Hace décadas, ser maestro era sinónimo de respeto y compromiso cívico. Hoy, la pregunta es otra y más preocupante: ¿quién quiere serlo? Cada vez menos jóvenes aspiran a formarse como docentes, y las razones están a la vista. ¿Quién optaría por una profesión con salarios insuficientes, sin seguridad social plena, sometida a maraña burocrática y atrapada en sindicatos que castigan el mérito? ¿Quién elegiría educar en aulas deterioradas, sin materiales adecuados, en comunidades olvidadas, mientras cumple con reportes inútiles y evaluaciones irrelevantes?
La docencia, lejos de consolidarse como carrera profesional, se ha convertido en vocación de sacrificio. Miles de maestras y maestros, con admirable entrega, sostienen el sistema con esfuerzo personal y resiliencia. Enseñan en condiciones indignas, enfrentan desafíos estructurales todos los días y, sin embargo, cumplen con sus alumnos. Pero ese heroísmo no puede seguir siendo la base de nuestra política educativa; no es aceptable que el sacrificio sea condición para educar.
Cada 15 de mayo se repite el ritual: discursos, reconocimientos, homenajes. Se dice que los maestros son “pilares del desarrollo nacional”. Pero al día siguiente, todo vuelve al abandono. A lo anterior se suma una desconexión estructural entre quienes diseñan las políticas educativas y quienes enfrentan, día a día, la realidad del aula. Cada sexenio trae reformas dictadas desde escritorios distantes del entorno escolar y a los docentes se les exige implementar medidas carentes de consensos y, en muchos casos, de sustento pedagógico. El resultado es una educación burocratizada y una enseñanza debilitada. Este desdén institucional hacia la docencia también erosiona el tejido social. Cuando la formación de ciudadanos críticos deja de ser una prioridad, ese vacío lo llenan la desinformación, la violencia y la desesperanza.
Pero esta situación puede revertirse. Algunos países, como Finlandia, han transformado radicalmente el estatus de la profesión docente: formación rigurosa, autonomía profesional, menos burocracia, salarios dignos y prestaciones suficientes para un auténtico esquema de vida digna. Y no lo hicieron por idealismo, sino porque comprendieron la verdad elemental de que, sin maestros bien formados y valorados, no hay futuro viable.
Lo que falta no son palabras, sino voluntad política sostenida que traduzca el reconocimiento simbólico en condiciones materiales y profesionales dignas. Así, la docencia volverá a ser un proyecto de vida atractivo al que muchos llegarán por vocación y no por descarte a falta de otras opciones.
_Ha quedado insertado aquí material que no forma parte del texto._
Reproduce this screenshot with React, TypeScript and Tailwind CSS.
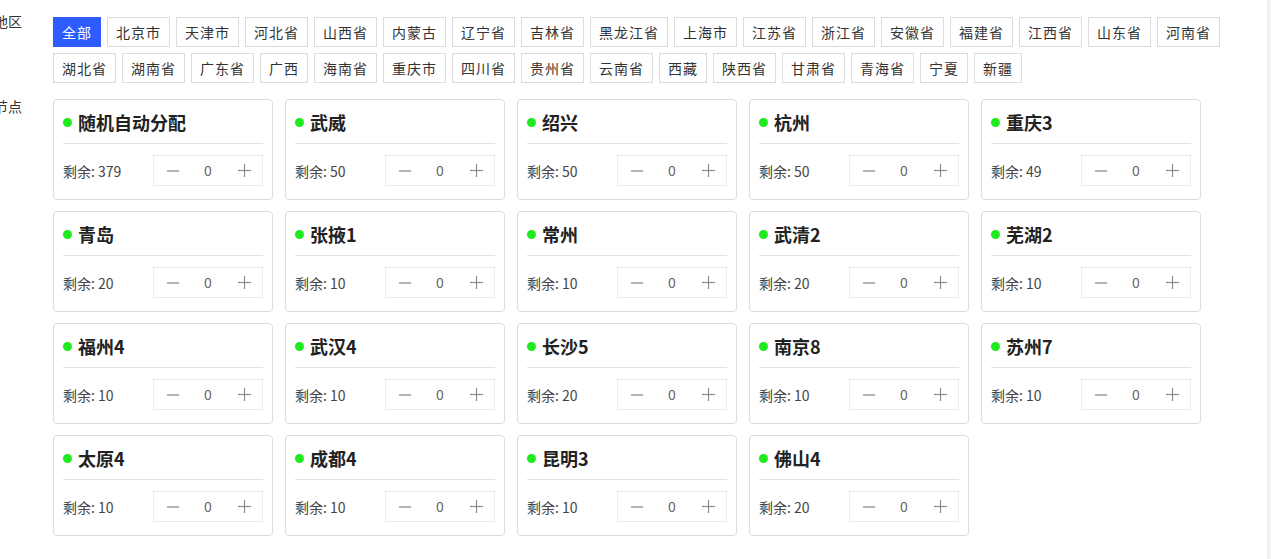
import React from 'react';

const regions = [
  '全部', '北京市', '天津市', '河北省', '山西省', '内蒙古', '辽宁省', '吉林省', '黑龙江省',
  '上海市', '江苏省', '浙江省', '安徽省', '福建省', '江西省', '山东省', '河南省',
  '湖北省', '湖南省', '广东省', '广西', '海南省', '重庆市', '四川省', '贵州省', '云南省',
  '西藏', '陕西省', '甘肃省', '青海省', '宁夏', '新疆',
];

const nodes: { name: string; left: number }[] = [
  { name: '随机自动分配', left: 379 },
  { name: '武威', left: 50 },
  { name: '绍兴', left: 50 },
  { name: '杭州', left: 50 },
  { name: '重庆3', left: 49 },
  { name: '青岛', left: 20 },
  { name: '张掖1', left: 10 },
  { name: '常州', left: 10 },
  { name: '武清2', left: 20 },
  { name: '芜湖2', left: 10 },
  { name: '福州4', left: 10 },
  { name: '武汉4', left: 10 },
  { name: '长沙5', left: 20 },
  { name: '南京8', left: 10 },
  { name: '苏州7', left: 10 },
  { name: '太原4', left: 10 },
  { name: '成都4', left: 10 },
  { name: '昆明3', left: 10 },
  { name: '佛山4', left: 20 },
];

function MinusIcon() {
  return (
    <svg width="12" height="12" viewBox="0 0 12 12">
      <line x1="0" y1="6" x2="12" y2="6" stroke="#8a8a8a" strokeWidth="1.3" />
    </svg>
  );
}

function PlusIcon() {
  return (
    <svg width="13" height="13" viewBox="0 0 13 13">
      <line x1="0" y1="6.5" x2="13" y2="6.5" stroke="#8a8a8a" strokeWidth="1.2" />
      <line x1="6.5" y1="0" x2="6.5" y2="13" stroke="#8a8a8a" strokeWidth="1.2" />
    </svg>
  );
}

function NodeCard({ name, left }: { name: string; left: number }) {
  return (
    <div className="w-[220px] rounded-[4px] border border-[#dcdcdc] bg-white px-[9px] pb-[13px]">
      {/* Title */}
      <div className="flex h-[44px] items-center border-b border-[#e2e2e2] pt-[1px]">
        <span className="h-[9px] w-[9px] rounded-full bg-[#1ee81e]" />
        <span className="ml-[6px] text-[18px] font-bold leading-[24px] text-[#222]">{name}</span>
      </div>
      {/* Stock + stepper */}
      <div className="mt-[11px] flex items-center justify-between">
        <span className="pt-[2px] text-[14px] text-[#444]">剩余: {left}</span>
        <div className="flex h-[31px] w-[110px] items-center border border-[#ebebeb]">
          <button className="flex h-full w-[36px] items-center justify-center pl-[1px]">
            <MinusIcon />
          </button>
          <span className="flex-1 text-center text-[14px] text-[#666]">0</span>
          <button className="flex h-full w-[36px] items-center justify-center">
            <PlusIcon />
          </button>
        </div>
      </div>
    </div>
  );
}

export default function App() {
  return (
    <div
      className="flex h-screen w-full overflow-hidden bg-white text-[#333]"
      style={{ fontFamily: '"Noto Sans CJK SC", "Noto Sans", sans-serif' }}
    >
      <div className="flex-1">
        <div className="-ml-[6px]">
          {/* Region filter */}
          <div className="flex items-start">
            <div className="w-[59px] shrink-0 pt-[11px] text-[14px] leading-[20px]">地区</div>
            <div className="flex flex-wrap gap-[6px] pt-[17px]">
              {regions.map((r, i) => (
                <button
                  key={r}
                  className={
                    i === 0
                      ? 'h-[30px] border border-[#2f5cff] bg-[#2f5cff] px-2 text-[14px] tracking-[1px] text-white'
                      : 'h-[30px] border border-[#dcdcdc] bg-white px-2 text-[14px] tracking-[1px] text-[#333]'
                  }
                >
                  {r}
                </button>
              ))}
            </div>
          </div>

          {/* Nodes */}
          <div className="mt-[16px] flex items-start">
            <div className="-mt-[3px] w-[59px] shrink-0 text-[14px] leading-[20px]">节点</div>
            <div className="grid grid-cols-[repeat(5,220px)] gap-x-[12px] gap-y-[11px]">
              {nodes.map((n) => (
                <NodeCard key={n.name} name={n.name} left={n.left} />
              ))}
            </div>
          </div>
        </div>
      </div>
      {/* scrollbar track */}
      <div className="w-[4px] shrink-0 bg-[#f1f1f4]" />
    </div>
  );
}
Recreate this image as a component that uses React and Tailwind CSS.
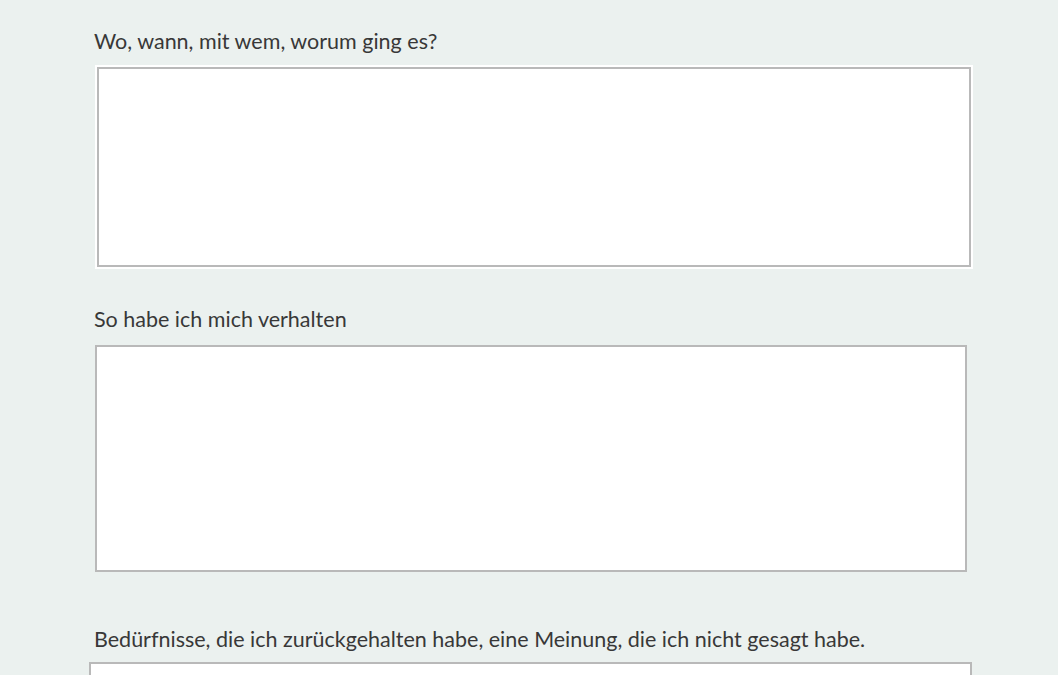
export default function App() {
  return (
    <div className="w-[1058px] h-[675px] overflow-hidden bg-[#ebf1ef] text-[#383838]" style={{ fontFamily: 'Lato, "Open Sans", sans-serif' }}>
      <div className="flex flex-col pt-[27px]">
        <label className="ml-[94px] text-[21.5px] leading-[28px]">Wo, wann, mit wem, worum ging es?</label>
        <div className="ml-[95px] mt-[10px] w-[878px] p-[2px] bg-white">
          <div className="h-[200px] border-2 border-[#b9b9b9] bg-white"></div>
        </div>
        <label className="ml-[94px] mt-[36px] text-[21.5px] leading-[28px]">So habe ich mich verhalten</label>
        <div className="ml-[95px] mt-[12px] w-[872px] h-[227px] border-2 border-[#b9b9b9] bg-white"></div>
        <label className="ml-[94px] mt-[53px] text-[21.5px] leading-[28px]">Bedürfnisse, die ich zurückgehalten habe, eine Meinung, die ich nicht gesagt habe.</label>
        <div className="ml-[89px] mt-[9px] w-[883px] h-[200px] border-2 border-[#b9b9b9] bg-white"></div>
      </div>
    </div>
  );
}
México necesita construir un modelo renovado de “profesor profesional” basado en el ingreso por mérito, formación académica rigurosa, actualización continua y prestaciones de veras dignas. Ser maestro debe recuperar su lugar como orgullo social y convertirse en una aspiración legítima para las nuevas generaciones, pues la dignidad del magisterio es una condición indispensable para el desarrollo de las personas.
¿Quién quiere ser maestro en México? Hoy, muy pocos. Pero si el país asume con seriedad su compromiso con la educación, la respuesta puede cambiar. Sólo entonces, el Día del Maestro dejará de ser una ceremonia vacía para convertirse en una celebración genuina.